His former colleague on Highland Council, George Farlow, warns the depopulation in some areas can become “almost an economic clearance” and says that in one community, three families left over the summer – meaning a loss of eight children at the local school, not much for an urban school, but in a rural setting, it can be far more serious.

“Say, for instance, a policeman gets a promotion and his wife is a doctor or a school teacher.

“If the teacher goes, where on earth do you get another school teacher to fill that gap? “And if the number of children reduces below 20, a teacher loses their job.”

Alastair Nicolson, Head of Planning and Partnerships at Highlands and Islands Enterprise, said the minimum income report was about moving from anecdotes to evidence and would allow public services to ensure there was “equity of opportunity and provision” across the country.

HIE, in partnership with BT has confirmed a £150m project to bring high-speed broadband to the Highlands and Islands will mean 84 per cent of the homes and businesses will have good quality internet access, seeing speeds jump from 2MB, or maybe no connection at all, to 30MB.

In addition, he said the agency was investigating district heating schemes and what sort of business model would be needed to develop them to help heat communities, or what improvements could be made for people in more scattered communities who would not be within reach of a scheme.

He added that the Highlands still was an attractive place to live and work and census figures showed more people were moving there.

“People vote with their feet and these are places that people want to come and live, so there are lots of very attractive features to living in these parts of the country.

“What the public sector needs to do is make sure there is equity across all parts of the country.

“The Government’s strategy makes that very clear, the purpose is for all of Scotland to flourish to [promote] continuing sustainable economic growth so this piece of work was essentially to say what are the main challenges in remote rural Scotland and what are the things that the public sector can do to support it.”

The issues of rural poverty are by no means restricted to the Highlands though.

In the Scottish Borders, the council has brought out a new five-year strategy –Tackling Poverty and Financial Exclusion – which includes the challenges of rural poverty.

Lib Dem MSP Jim Hume, who represents South of Scotland, and was a former member of Scottish Enterprise Borders, said one of the big challenges for the area was transport.

The UK Chancellor George Osborne announced in his Autumn Statement that a 2p rise on fuel was being scrapped, which Hume said could benefit people in the region.

“That will be about £11 every time you fill up your car.
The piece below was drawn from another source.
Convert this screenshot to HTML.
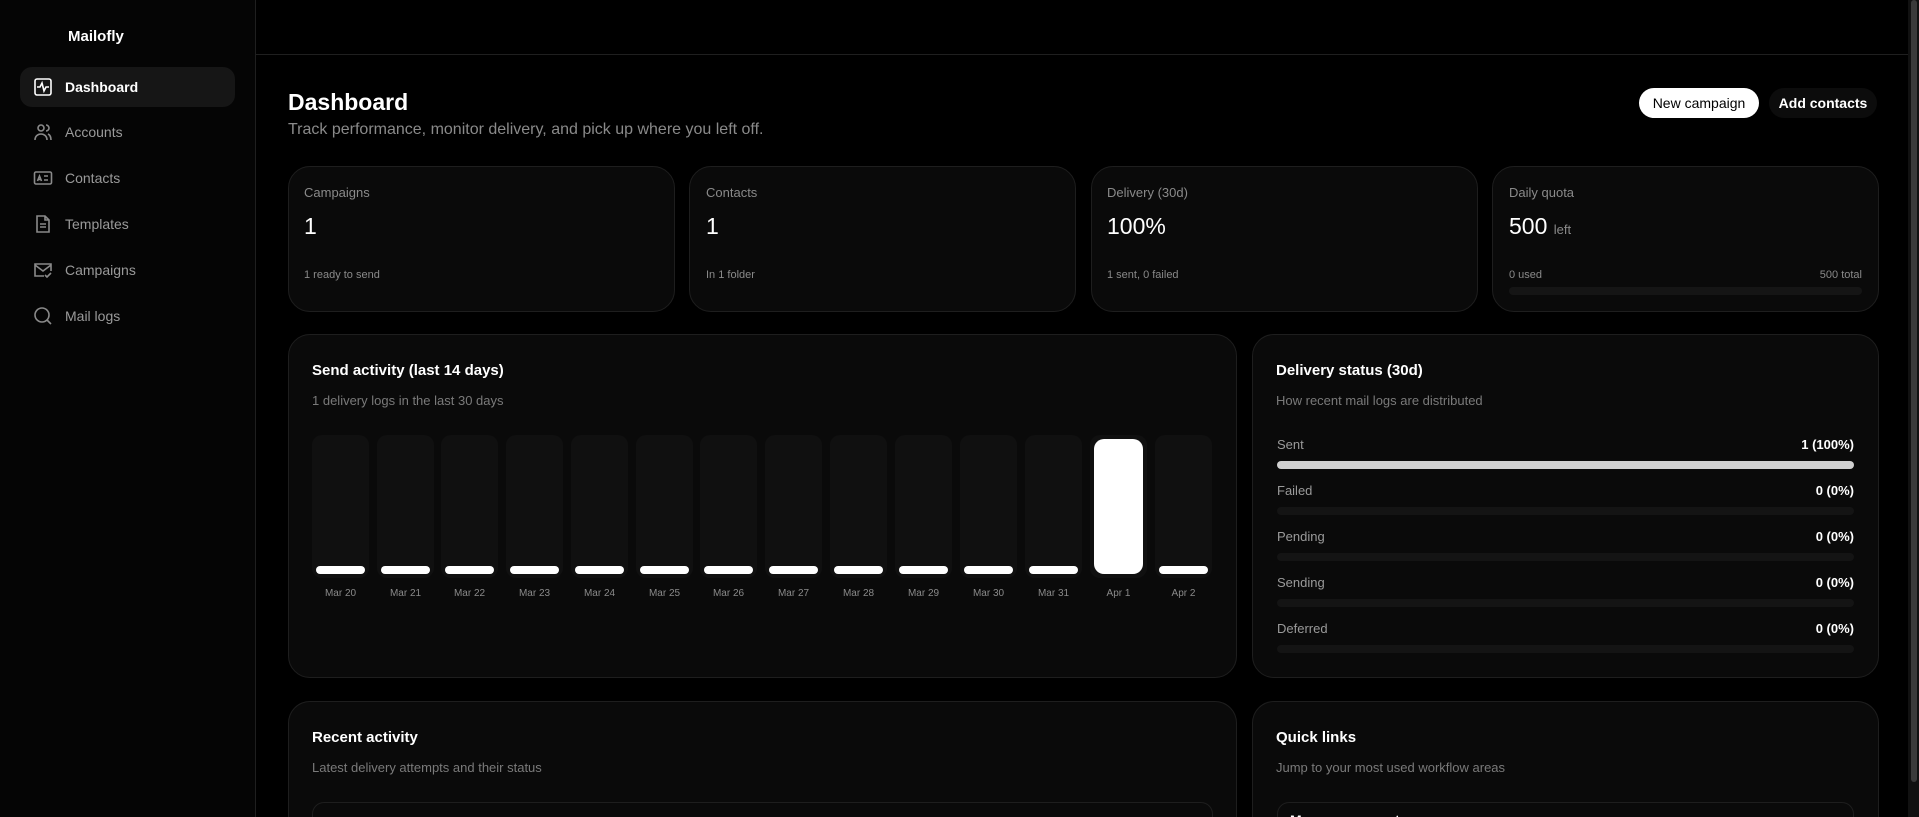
<!DOCTYPE html>
<html style="overflow:hidden;height:817px"><head><meta charset="utf-8"><style>
*{box-sizing:border-box;margin:0;padding:0}
body{width:1919px;height:817px;background:#000;overflow:hidden;font-family:"Liberation Sans",sans-serif;color:#fff;position:relative}
.a{position:absolute}
.side{left:0;top:0;width:256px;height:817px;border-right:1px solid #1f1f1f;background:#050505}
.nav{left:20px;width:215px;height:40px;border-radius:12px;display:flex;align-items:center;padding-left:13px;font-size:14px;color:#9a9a9a}
.nav svg{width:20px;height:20px;margin-right:12px;fill:none;stroke:#8a8a8a;stroke-width:1.6}
.nav.on{background:#161616;color:#fff;font-weight:bold}
.nav.on svg{stroke:#fff}
.card{background:#0a0a0a;border:1px solid #1e1e1e;border-radius:22px}
.lbl{font-size:13px;color:#8a8a8a}
.val{font-size:23px;color:#fff}
.sm{font-size:11px;color:#8a8a8a}
.ttl{font-size:15px;font-weight:bold;color:#fff}
.sub{font-size:13px;color:#7a7a7a}
.col{top:435px;width:57px;height:143px;background:#101010;border-radius:10px}
.pill{position:absolute;left:4px;right:4px;bottom:4px;height:8px;background:#fff;border-radius:4px}
.dl{font-size:10px;color:#8a8a8a;top:588px;width:57px;text-align:center}
.row{left:1277px;width:577px;font-size:13px;color:#9a9a9a;display:flex;justify-content:space-between}
.row b{color:#fff;font-weight:bold}
.trk{left:1277px;width:577px;height:8px;border-radius:4px;background:#141414}
</style></head><body>
<div class="a side"></div>
<div class="a" style="left:256px;top:54px;width:1652px;height:1px;background:#1f1f1f"></div>
<div class="a" style="left:68px;top:28px;font-size:15px;font-weight:bold">Mailofly</div>

<div class="a nav on" style="top:67px"><svg viewBox="0 0 20 20"><rect x="2" y="2" width="16" height="16" rx="2"/><path d="M4 10h3l2-4 2 8 2-4h3"/></svg>Dashboard</div>
<div class="a nav" style="top:112px"><svg viewBox="0 0 20 20"><circle cx="8" cy="6" r="3"/><path d="M2 18c0-4 3-6 6-6s6 2 6 6M13 3a3 3 0 010 6M15 12c2 1 3 3 3 6"/></svg>Accounts</div>
<div class="a nav" style="top:158px"><svg viewBox="0 0 20 20"><rect x="1.5" y="4" width="17" height="12" rx="1.5"/><path d="M4.5 13l2-5 2 5M5 11.5h3M11 8h4M11 12h4"/></svg>Contacts</div>
<div class="a nav" style="top:204px"><svg viewBox="0 0 20 20"><path d="M4 2h8l4 4v12H4z M12 2v4h4M7 10h6M7 13h6"/></svg>Templates</div>
<div class="a nav" style="top:250px"><svg viewBox="0 0 20 20"><path d="M11 16H2V4h16v7M2 5l8 6 8-6M12 15l2 2 4-4"/></svg>Campaigns</div>
<div class="a nav" style="top:296px"><svg viewBox="0 0 20 20"><circle cx="9" cy="9" r="7"/><path d="M14 14l4 4"/></svg>Mail logs</div>

<div class="a" style="left:288px;top:89px;font-size:23px;font-weight:bold">Dashboard</div>
<div class="a" style="left:288px;top:121px;font-size:16px;color:#8a8a8a">Track performance, monitor delivery, and pick up where you left off.</div>
<div class="a" style="left:1639px;top:88px;width:120px;height:30px;border-radius:15px;background:#fff;color:#000;font-size:14px;text-align:center;line-height:30px">New campaign</div>
<div class="a" style="left:1769px;top:88px;width:108px;height:30px;border-radius:15px;background:#0c0c0c;color:#fff;font-size:14px;font-weight:bold;text-align:center;line-height:30px">Add contacts</div>

<div class="a card" style="left:288px;top:166px;width:387px;height:146px"></div>
<div class="a card" style="left:689px;top:166px;width:387px;height:146px"></div>
<div class="a card" style="left:1091px;top:166px;width:387px;height:146px"></div>
<div class="a card" style="left:1492px;top:166px;width:387px;height:146px"></div>
<div class="a lbl" style="left:304px;top:185px">Campaigns</div>
<div class="a val" style="left:304px;top:213px">1</div>
<div class="a sm" style="left:304px;top:269px">1 ready to send</div>
<div class="a lbl" style="left:706px;top:185px">Contacts</div>
<div class="a val" style="left:706px;top:213px">1</div>
<div class="a sm" style="left:706px;top:269px">In 1 folder</div>
<div class="a lbl" style="left:1107px;top:185px">Delivery (30d)</div>
<div class="a val" style="left:1107px;top:213px">100%</div>
<div class="a sm" style="left:1107px;top:269px">1 sent, 0 failed</div>
<div class="a lbl" style="left:1509px;top:185px">Daily quota</div>
<div class="a val" style="left:1509px;top:213px">500 <span style="font-size:13px;color:#8a8a8a">left</span></div>
<div class="a sm" style="left:1509px;top:269px">0 used</div>
<div class="a sm" style="left:1790px;top:269px;width:72px;text-align:right">500 total</div>
<div class="a" style="left:1509px;top:287px;width:353px;height:8px;border-radius:4px;background:#151515"></div>

<div class="a card" style="left:288px;top:334px;width:949px;height:344px"></div>
<div class="a card" style="left:1252px;top:334px;width:627px;height:344px"></div>
<div class="a ttl" style="left:312px;top:362px">Send activity (last 14 days)</div>
<div class="a sub" style="left:312px;top:393px">1 delivery logs in the last 30 days</div>

<div class="a col" style="left:312px"><div class="pill"></div></div>
<div class="a col" style="left:377px"><div class="pill"></div></div>
<div class="a col" style="left:441px"><div class="pill"></div></div>
<div class="a col" style="left:506px"><div class="pill"></div></div>
<div class="a col" style="left:571px"><div class="pill"></div></div>
<div class="a col" style="left:636px"><div class="pill"></div></div>
<div class="a col" style="left:700px"><div class="pill"></div></div>
<div class="a col" style="left:765px"><div class="pill"></div></div>
<div class="a col" style="left:830px"><div class="pill"></div></div>
<div class="a col" style="left:895px"><div class="pill"></div></div>
<div class="a col" style="left:960px"><div class="pill"></div></div>
<div class="a col" style="left:1025px"><div class="pill"></div></div>
<div class="a col" style="left:1090px"><div class="pill" style="top:4px;height:auto;border-radius:10px"></div></div>
<div class="a col" style="left:1155px"><div class="pill"></div></div>
<div class="a dl" style="left:312px">Mar 20</div><div class="a dl" style="left:377px">Mar 21</div><div class="a dl" style="left:441px">Mar 22</div><div class="a dl" style="left:506px">Mar 23</div><div class="a dl" style="left:571px">Mar 24</div><div class="a dl" style="left:636px">Mar 25</div><div class="a dl" style="left:700px">Mar 26</div><div class="a dl" style="left:765px">Mar 27</div><div class="a dl" style="left:830px">Mar 28</div><div class="a dl" style="left:895px">Mar 29</div><div class="a dl" style="left:960px">Mar 30</div><div class="a dl" style="left:1025px">Mar 31</div><div class="a dl" style="left:1090px">Apr 1</div><div class="a dl" style="left:1155px">Apr 2</div>

<div class="a ttl" style="left:1276px;top:362px">Delivery status (30d)</div>
<div class="a sub" style="left:1276px;top:393px">How recent mail logs are distributed</div>
<div class="a row" style="top:437px"><span>Sent</span><b>1 (100%)</b></div>
<div class="a trk" style="top:461px;background:#d0d0d0"></div>
<div class="a row" style="top:483px"><span>Failed</span><b>0 (0%)</b></div>
<div class="a trk" style="top:507px"></div>
<div class="a row" style="top:529px"><span>Pending</span><b>0 (0%)</b></div>
<div class="a trk" style="top:553px"></div>
<div class="a row" style="top:575px"><span>Sending</span><b>0 (0%)</b></div>
<div class="a trk" style="top:599px"></div>
<div class="a row" style="top:621px"><span>Deferred</span><b>0 (0%)</b></div>
<div class="a trk" style="top:645px"></div>

<div class="a card" style="left:288px;top:701px;width:949px;height:116px;border-bottom:none;border-radius:22px 22px 0 0"></div>
<div class="a card" style="left:1252px;top:701px;width:627px;height:116px;border-bottom:none;border-radius:22px 22px 0 0"></div>
<div class="a ttl" style="left:312px;top:729px">Recent activity</div>
<div class="a sub" style="left:312px;top:760px">Latest delivery attempts and their status</div>
<div class="a" style="left:312px;top:802px;width:901px;height:15px;border:1px solid #1e1e1e;border-bottom:none;border-radius:12px 12px 0 0"></div>
<div class="a ttl" style="left:1276px;top:729px">Quick links</div>
<div class="a sub" style="left:1276px;top:760px">Jump to your most used workflow areas</div>
<div class="a" style="left:1277px;top:802px;width:577px;height:15px;border:1px solid #1e1e1e;border-bottom:none;border-radius:12px 12px 0 0;overflow:hidden;padding:9px 12px;font-size:14px;font-weight:bold">Manage accounts</div>

<div class="a" style="left:1908px;top:0;width:11px;height:817px;background:#111"></div>
<div class="a" style="left:1911px;top:0;width:6px;height:782px;background:#3a3a3a;border-radius:3px"></div>
</body></html>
For a lot of people in rural areas a car is not a luxury it’s a necessity.

“You fill up every week, you do big mileages and £11 each time soon adds up.”

The £300m Borders Railway is predicted by Transport Scotland to draw in £33m of benefits to the Scottish economy and inward investment to the local community.
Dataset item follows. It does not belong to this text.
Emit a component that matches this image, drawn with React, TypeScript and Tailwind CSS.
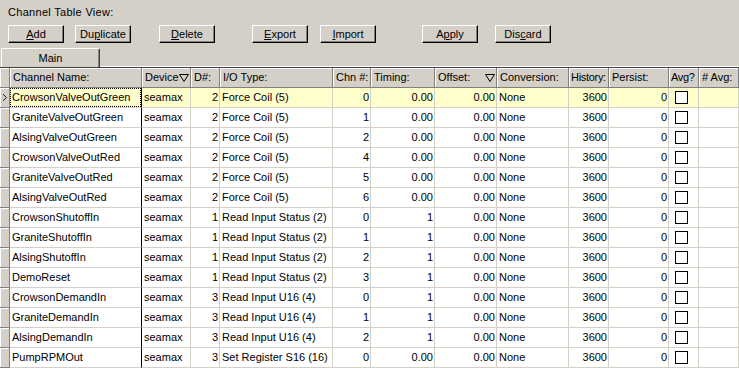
import React from 'react'

type Align = 'l' | 'r' | 'c'

interface Col {
  title: string
  w: string
  align: Align
  filter?: boolean
  tight?: boolean
}

const cols: Col[] = [
  { title: 'Channel Name:', w: 'w-[132px]', align: 'l' },
  { title: 'Device', w: 'w-[49px]', align: 'l', filter: true },
  { title: 'D#:', w: 'w-[29px]', align: 'r' },
  { title: 'I/O Type:', w: 'w-[113px]', align: 'l' },
  { title: 'Chn #:', w: 'w-[38px]', align: 'r' },
  { title: 'Timing:', w: 'w-[64px]', align: 'r' },
  { title: 'Offset:', w: 'w-[62px]', align: 'r', filter: true },
  { title: 'Conversion:', w: 'w-[72px]', align: 'l' },
  { title: 'History:', w: 'w-[40px]', align: 'r', tight: true },
  { title: 'Persist:', w: 'w-[60px]', align: 'r' },
  { title: 'Avg?', w: 'w-[30px]', align: 'c', tight: true },
  { title: '# Avg:', w: 'w-[40px]', align: 'l' },
]

// name, device id, io type, channel, timing
const rows: [string, string, string, string, string][] = [
  ['CrowsonValveOutGreen', '2', 'Force Coil (5)', '0', '0.00'],
  ['GraniteValveOutGreen', '2', 'Force Coil (5)', '1', '0.00'],
  ['AlsingValveOutGreen', '2', 'Force Coil (5)', '2', '0.00'],
  ['CrowsonValveOutRed', '2', 'Force Coil (5)', '4', '0.00'],
  ['GraniteValveOutRed', '2', 'Force Coil (5)', '5', '0.00'],
  ['AlsingValveOutRed', '2', 'Force Coil (5)', '6', '0.00'],
  ['CrowsonShutoffIn', '1', 'Read Input Status (2)', '0', '1'],
  ['GraniteShutoffIn', '1', 'Read Input Status (2)', '1', '1'],
  ['AlsingShutoffIn', '1', 'Read Input Status (2)', '2', '1'],
  ['DemoReset', '1', 'Read Input Status (2)', '3', '1'],
  ['CrowsonDemandIn', '3', 'Read Input U16 (4)', '0', '1'],
  ['GraniteDemandIn', '3', 'Read Input U16 (4)', '1', '1'],
  ['AlsingDemandIn', '3', 'Read Input U16 (4)', '2', '1'],
  ['PumpRPMOut', '3', 'Set Register S16 (16)', '0', '0.00'],
]

function Btn({ label, ml }: { label: React.ReactNode; ml: string }): React.JSX.Element {
  return (
    <div
      className={`${ml} w-[56px] h-[18px] shrink-0 flex items-center justify-center border border-t-white border-l-white border-r-black border-b-black shadow-[inset_-1px_-1px_0_#808080]`}
    >
      {label}
    </div>
  )
}

function FilterIcon(): React.JSX.Element {
  return (
    <svg width="10" height="8" viewBox="0 0 10 8" className="shrink-0">
      <polygon points="0.5,0.5 9.5,0.5 5,7.5" fill="none" stroke="#000" strokeWidth="1" />
    </svg>
  )
}

export default function App(): React.JSX.Element {
  return (
    <div className="w-[739px] h-[368px] overflow-hidden bg-[#d4d0c8] text-black text-[11px] font-['Liberation_Sans',Arial,sans-serif] flex flex-col">
      <div className="h-[25px] pl-[8px] pt-[5px] leading-[14px] shrink-0 tracking-[0.3px]">Channel Table View:</div>

      <div className="h-[18px] flex shrink-0 leading-[13px]">
        <Btn ml="ml-[8px]" label={<span><u>A</u>dd</span>} />
        <Btn ml="ml-[11px]" label={<span>Du<u>p</u>licate</span>} />
        <Btn ml="ml-[28px]" label={<span><u>D</u>elete</span>} />
        <Btn ml="ml-[37px]" label={<span><u>E</u>xport</span>} />
        <Btn ml="ml-[12px]" label={<span><u>I</u>mport</span>} />
        <Btn ml="ml-[46px]" label={<span>A<u>p</u>ply</span>} />
        <Btn ml="ml-[17px]" label={<span>Dis<u>c</u>ard</span>} />
      </div>

      <div className="h-[5px] shrink-0" />

      <div className="h-[19px] flex shrink-0">
        <div className="ml-[1px] w-[99px] h-[19px] flex items-center justify-center border-t border-l border-r border-t-white border-l-white border-r-[#404040] rounded-t-[2px] shadow-[inset_-1px_0_0_#808080]">
          Main
        </div>
        <div className="flex-1 border-b border-white" />
      </div>

      <div className="flex flex-col border-t border-[#404040] bg-white">
        <div className="h-[20px] flex shrink-0 bg-[#d4d0c8]">
          <div className="w-[10px] h-full shrink-0 border-r border-b border-[#808080] shadow-[inset_1px_1px_0_#ffffff]" />
          {cols.map((c, i) => (
            <div
              key={i}
              className={`${c.w} h-full shrink-0 flex items-center justify-between ${c.tight ? 'pl-[2px] tracking-[-0.3px]' : 'pl-[3px]'} pr-[1px] border-r border-b border-[#808080] shadow-[inset_1px_1px_0_#ffffff] overflow-hidden whitespace-nowrap`}
            >
              <span className="overflow-hidden">{c.title}</span>
              {c.filter && <FilterIcon />}
            </div>
          ))}
        </div>

        {rows.map((r, ri) => {
          const sel = ri === 0
          const vals = [r[0], 'seamax', r[1], r[2], r[3], r[4], '0.00', 'None', '3600', '0', '', '']
          return (
            <div key={ri} className={`h-[20px] flex shrink-0 ${sel ? 'bg-[#ffffcc]' : 'bg-white'}`}>
              <div className="w-[10px] h-full shrink-0 flex items-center bg-[#d4d0c8] border-r border-b border-[#808080] shadow-[inset_1px_1px_0_#ffffff]">
                {sel && (
                  <svg width="8" height="9" viewBox="0 0 8 9" className="ml-[2px]">
                    <polyline points="1,0.5 5,4.5 1,8.5" fill="none" stroke="#000" strokeWidth="1" />
                  </svg>
                )}
              </div>
              {cols.map((c, ci) => {
                const base = `${c.w} h-full shrink-0 flex items-center overflow-hidden whitespace-nowrap border-b border-[#d4d0c8] border-r`
                const bc = ci === 0 ? 'border-r-black' : 'border-r-[#d4d0c8]'
                if (c.align === 'c') {
                  return (
                    <div key={ci} className={`${base} ${bc} pl-[6px]`}>
                      <div className="w-[13px] h-[13px] bg-white border border-black" />
                    </div>
                  )
                }
                const al = c.align === 'r' ? 'justify-end pr-[1px]' : 'justify-start pl-[2px]'
                return (
                  <div key={ci} className={`${base} ${bc} ${al} relative`}>
                    {sel && ci === 0 && (
                      <div className="absolute inset-0 border border-dotted border-black" />
                    )}
                    {vals[ci]}
                  </div>
                )
              })}
            </div>
          )
        })}
      </div>
    </div>
  )
}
He said: “There’s a perception the Borders is a million miles away from Edinburgh and the central belt but it’s not, in 30 minutes you can be in Peebles, in an hour you can be right into the middle of all of it.”
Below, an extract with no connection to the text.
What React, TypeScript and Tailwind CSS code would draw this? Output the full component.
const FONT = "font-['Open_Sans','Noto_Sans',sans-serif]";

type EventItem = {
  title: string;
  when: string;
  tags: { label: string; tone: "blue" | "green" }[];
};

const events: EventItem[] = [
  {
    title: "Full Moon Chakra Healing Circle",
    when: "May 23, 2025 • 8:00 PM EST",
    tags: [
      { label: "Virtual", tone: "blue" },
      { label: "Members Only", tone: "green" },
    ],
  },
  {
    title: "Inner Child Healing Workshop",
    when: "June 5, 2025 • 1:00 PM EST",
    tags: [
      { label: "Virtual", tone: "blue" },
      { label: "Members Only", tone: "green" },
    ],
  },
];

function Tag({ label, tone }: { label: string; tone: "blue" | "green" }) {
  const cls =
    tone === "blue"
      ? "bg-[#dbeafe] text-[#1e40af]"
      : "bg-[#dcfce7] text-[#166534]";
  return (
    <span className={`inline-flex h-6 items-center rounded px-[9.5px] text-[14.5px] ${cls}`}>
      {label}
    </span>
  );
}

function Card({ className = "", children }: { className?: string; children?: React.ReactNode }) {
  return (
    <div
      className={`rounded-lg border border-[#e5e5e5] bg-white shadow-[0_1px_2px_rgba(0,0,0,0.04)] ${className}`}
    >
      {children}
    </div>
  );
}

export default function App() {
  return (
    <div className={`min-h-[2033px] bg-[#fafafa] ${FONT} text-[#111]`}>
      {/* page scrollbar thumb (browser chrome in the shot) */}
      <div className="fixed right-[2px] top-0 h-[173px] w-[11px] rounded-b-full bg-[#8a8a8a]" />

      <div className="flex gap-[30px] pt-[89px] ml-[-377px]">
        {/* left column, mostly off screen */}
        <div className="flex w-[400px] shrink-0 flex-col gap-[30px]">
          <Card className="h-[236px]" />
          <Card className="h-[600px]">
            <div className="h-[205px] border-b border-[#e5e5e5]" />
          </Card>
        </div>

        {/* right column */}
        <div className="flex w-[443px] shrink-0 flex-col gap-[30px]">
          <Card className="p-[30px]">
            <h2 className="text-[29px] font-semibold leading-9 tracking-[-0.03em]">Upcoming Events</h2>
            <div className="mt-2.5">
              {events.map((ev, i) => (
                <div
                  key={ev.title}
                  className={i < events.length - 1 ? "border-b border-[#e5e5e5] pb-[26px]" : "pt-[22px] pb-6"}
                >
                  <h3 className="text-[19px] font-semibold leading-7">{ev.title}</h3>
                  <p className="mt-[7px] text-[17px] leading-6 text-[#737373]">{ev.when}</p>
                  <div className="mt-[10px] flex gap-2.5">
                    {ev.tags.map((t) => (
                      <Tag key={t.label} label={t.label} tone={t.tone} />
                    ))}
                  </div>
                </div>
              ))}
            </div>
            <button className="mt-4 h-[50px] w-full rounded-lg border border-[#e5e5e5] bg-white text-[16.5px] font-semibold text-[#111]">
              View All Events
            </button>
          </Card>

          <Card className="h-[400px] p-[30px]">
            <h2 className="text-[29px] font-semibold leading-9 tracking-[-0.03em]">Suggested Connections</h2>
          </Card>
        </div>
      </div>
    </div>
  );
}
While investment is important to ensure rural areas are not left behind – it is not just about the money.
Finnie says: “No matter how much money you put towards something, it’s not going to take Kinlochbervie or Lochinver any closer to Inverness geographically.
“People value their public services, they value their school teachers and cleaners and they value the people who keep the roads open in the winter. It’s terribly important we don’t turn the Highlands into a playground – that we have living, vibrant communities.”